Ended up manually changing the cpu clock ratio to 47.
MCE OFF
Turbo Boost OFF
XMP 1
and a DVID offset.

-0.160 error 5m into p95(version 29.8) small fft (worker error & stop +a whea error)

-0.155 error 12m into p95(version 29.8) small fft (worker error & stop +a whea error)

-0.150 error 30m min into p95(version 29.8) small fft (worker error & stop +a whea error)

-0.140 error 1h 20m into p95(version 29.8) small fft (this time only the worker stop & error happened with no whea log in windows. Sign of getting closer to 100% stable?)

-0.130 passed 3hours 48minutes p95(version 29.8) small fft with no errors.

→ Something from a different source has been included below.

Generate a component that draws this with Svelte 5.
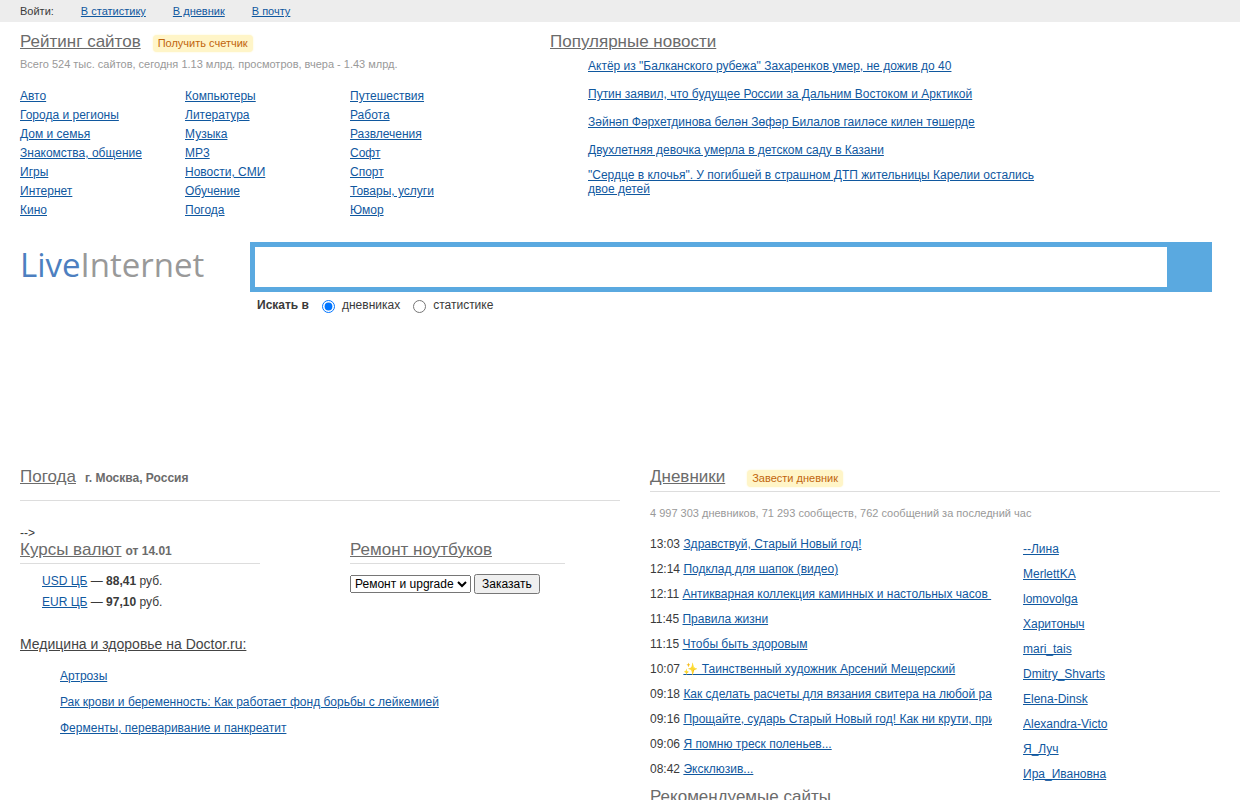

Cpu package max was 86c after almost 4 hours of what is the absolutely worst case scenario, if i understand the prime version differences right? im assuming that running the 26.6 non AVX version after this is pointless as that could probably go on forever.

Vcore under the newest p95 small fft test load im running is between 1.116 - 1.128 with the latest -0.130 DVID offset.



is this 100% stable?


Edit : i had no issues, errors, crashes or anything of that sort running games such as battlefield V and other stress tests such as Aida64, Realbench, Cinebench even at an offset of -0.150. It's just the P95 that kept producing errors up until i bumped it up to -0.130.